Obviously, the best answer to this problem is to test promising programs in many places, until we can say either that they work across a broad range of circumstances or that there are key context-based limiting variables. While the evidence may not yet (or ever) be definitive, it is worthwhile to use common sense about what factors might limit generalizability and which are unlikely to do so. For example, for indoor activities such as teaching, hot and cold climates probably do not matter. Rural versus urban locations might matter a great deal for parent involvement programs or attendance programs or after school programs, where families’ physical proximity to the school and transportation issues are likely to be important. English learners certainly need accommodations to their needs that other children may not. Other ethnic-group or social class differences may impact the applicability of particular programs in particular settings. But especially for classroom instructional approaches, it will most often be the case that kids are kids, schools are schools, and effective is effective. Programs that are effective with one broad set of schools and students are likely to be effective in other similar settings. Programs that work in urban Title I schools mainly teaching native English-speaking students in several locations are likely to be effective in similar settings nationally, and so on.
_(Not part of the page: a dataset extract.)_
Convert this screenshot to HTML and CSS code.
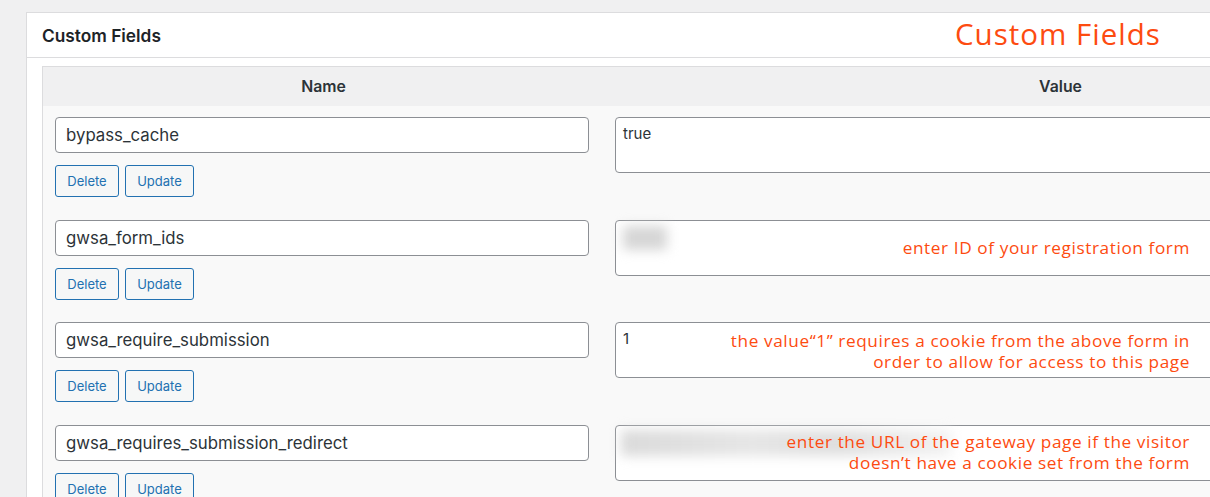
FILE: index.html
```html
<!DOCTYPE html>
<html lang="en">
<head>
<meta charset="utf-8">
<title>Custom Fields</title>
<link rel="stylesheet" href="styles.css">
</head>
<body>
<div class="page">
  <div class="postbox">
    <div class="postbox-header">
      <h2 class="box-title">Custom Fields</h2>
      <span class="callout-title">Custom Fields</span>
    </div>
    <div class="inside">
      <table class="list-table">
        <thead>
          <tr><th class="col-name">Name</th><th class="col-value">Value</th></tr>
        </thead>
        <tbody>
          <tr>
            <td class="cell-name">
              <input class="key-input" type="text" value="bypass_cache">
              <div class="actions"><button class="btn btn-delete">Delete</button><button class="btn btn-update">Update</button></div>
            </td>
            <td class="cell-value">
              <div class="value-wrap"><textarea class="value-input">true</textarea></div>
            </td>
          </tr>
          <tr>
            <td class="cell-name">
              <input class="key-input" type="text" value="gwsa_form_ids">
              <div class="actions"><button class="btn btn-delete">Delete</button><button class="btn btn-update">Update</button></div>
            </td>
            <td class="cell-value">
              <div class="value-wrap">
                <textarea class="value-input"></textarea>
                <div class="blur blur-short"></div>
                <div class="note note-one">enter ID of your registration form</div>
              </div>
            </td>
          </tr>
          <tr>
            <td class="cell-name">
              <input class="key-input" type="text" value="gwsa_require_submission">
              <div class="actions"><button class="btn btn-delete">Delete</button><button class="btn btn-update">Update</button></div>
            </td>
            <td class="cell-value">
              <div class="value-wrap">
                <textarea class="value-input">1</textarea>
                <div class="note note-two">the value“1” requires a cookie from the above form in<br>order to allow for access to this page</div>
              </div>
            </td>
          </tr>
          <tr>
            <td class="cell-name">
              <input class="key-input" type="text" value="gwsa_requires_submission_redirect">
              <div class="actions"><button class="btn btn-delete">Delete</button><button class="btn btn-update">Update</button></div>
            </td>
            <td class="cell-value">
              <div class="value-wrap">
                <textarea class="value-input"></textarea>
                <div class="blur blur-long"></div>
                <div class="note note-three">enter the URL of the gateway page if the visitor<br>doesn’t have a cookie set from the form</div>
              </div>
            </td>
          </tr>
        </tbody>
      </table>
    </div>
  </div>
</div>
</body>
</html>
```

FILE: styles.css
```css
html, body {
  margin: 0;
  padding: 0;
}
body {
  background: #f0f0f1;
  overflow: hidden;
  font-family: Inter, "Liberation Sans", Arial, sans-serif;
  color: #1d2327;
}
.page {
  padding: 12px 0 0 26px;
}
.postbox {
  width: 1506px;
  background: #fff;
  border: 1px solid #dcdcde;
}
.postbox-header {
  height: 44px;
  display: grid;
  grid-template-columns: 913px auto;
  align-items: center;
  padding: 0 15px;
  border-bottom: 1px solid #dcdcde;
}
.box-title {
  margin: 0;
  font-size: 17.3px;
  font-weight: 600;
  color: #1d2327;
}
.callout-title {
  font-family: "Open Sans", Lato, sans-serif;
  font-size: 29.5px;
  letter-spacing: 1px;
  color: #fd4b10;
  line-height: 1;
  margin-top: -3px;
}
.inside {
  padding: 8px 15px 0;
}
.list-table {
  width: 1476px;
  border: 1px solid #dcdcde;
  border-bottom: 0;
  border-spacing: 0;
  table-layout: fixed;
}
.list-table th {
  height: 39px;
  padding: 0;
  background: #f0f0f1;
  font-size: 15.8px;
  font-weight: 600;
  color: #2c3338;
  text-align: center;
}
.col-name {
  width: 561px;
}
.list-table td {
  background: #f9f9f9;
  vertical-align: top;
}
.cell-name {
  padding: 11px 15px 11.7px 12px;
}
.cell-value {
  padding: 11px 0 0 11px;
}
.key-input {
  display: block;
  box-sizing: border-box;
  width: 534px;
  height: 36px;
  margin: 0;
  padding: 0 10px;
  border: 1px solid #8c8f94;
  border-radius: 4px;
  background: #fff;
  font-family: Inter, "Liberation Sans", Arial, sans-serif;
  font-size: 16.8px;
  color: #2c3338;
}
.actions {
  display: flex;
  gap: 6px;
  margin-top: 12px;
}
.btn {
  box-sizing: border-box;
  height: 32px;
  margin: 0;
  border: 1px solid #2271b1;
  border-radius: 3px;
  background: #f6f7f7;
  color: #2271b1;
  font-family: Inter, "Liberation Sans", Arial, sans-serif;
  font-size: 13px;
}
.btn-delete {
  width: 64px;
}
.btn-update {
  width: 69px;
}
.value-wrap {
  position: relative;
  width: 890px;
}
.value-input {
  display: block;
  box-sizing: border-box;
  width: 890px;
  height: 56px;
  margin: 0;
  padding: 6px 7px;
  border: 1px solid #8c8f94;
  border-radius: 4px;
  background: #fff;
  resize: none;
  font-family: Inter, "Liberation Sans", Arial, sans-serif;
  font-size: 15px;
  line-height: 20px;
  color: #2c3338;
}
.blur {
  position: absolute;
  background: #d6d6d6;
  filter: blur(6px);
}
.blur-short {
  left: 8px;
  top: 6px;
  width: 44px;
  height: 24px;
}
.blur-long {
  left: 6px;
  top: 5px;
  width: 330px;
  height: 26px;
  background: linear-gradient(90deg, #dadada 0%, #e6e6e6 40%, #dedede 65%, #f2f2f2 100%);
}
.note {
  position: absolute;
  left: 0;
  width: 575px;
  text-align: right;
  font-family: "Open Sans", Lato, sans-serif;
  font-size: 17.2px;
  letter-spacing: 0.6px;
  line-height: 20.5px;
  color: #fd4b10;
}
.note-one {
  top: 18px;
}
.note-two {
  top: 9px;
}
.note-three {
  top: 7px;
}
```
Yet many educators, even those who believe in evidence, are willing to adopt proven programs, but then immediately want to change them, often in major ways. This is usually a very bad idea. The research field is full of examples of programs that consistently work when implemented as intended, but fail miserably when key elements are altered or completely left out. Unless there are major, clear reasons why changes must be made, it is best to implement programs as they were when they achieved their positive outcomes. Over time, as schools become familiar with a program, school leaders and teachers might discuss revisions with the program developer and implement sensible changes in line with the model’s theory of action and evidence base.

Faithful replication is important for obvious reasons, namely sticking as close as possible to the factors that made the original program effective. However, there is a less obvious reason that replications should be as true as possible to the original, at least in the first year or early years of implementation. The reason is because when educators complain about a new program “taking away their creativity,” they are often in fact looking for ways to keep doing what they have always done. And if educators do what they have always done, they will get what they have always gotten, as Einstein noted.

Innovation within proven programs can be a good thing, when schools have fully embraced and thoroughly understand a given program and now can see where it can be improved or adapted to their circumstances. However, innovation too early in replication is likely to turn the best of innovations into mush.

It is perfectly fair for school districts, schools and/or teachers to examine the evidence supporting a new approach to judge just how robust that evidence is: has the program proved itself across a reasonable range of school environments not radically unlike their own? But if the answer to that question is yes, then fidelity of implementation should be the guiding principle of adopting the new program.

Kraków’s castle should have had interior halls to adapt to the cold Polish winters. However, if everyone’s untested ideas about palace design were thrown into the mix from the outset, the palace might never have stood up in the first place!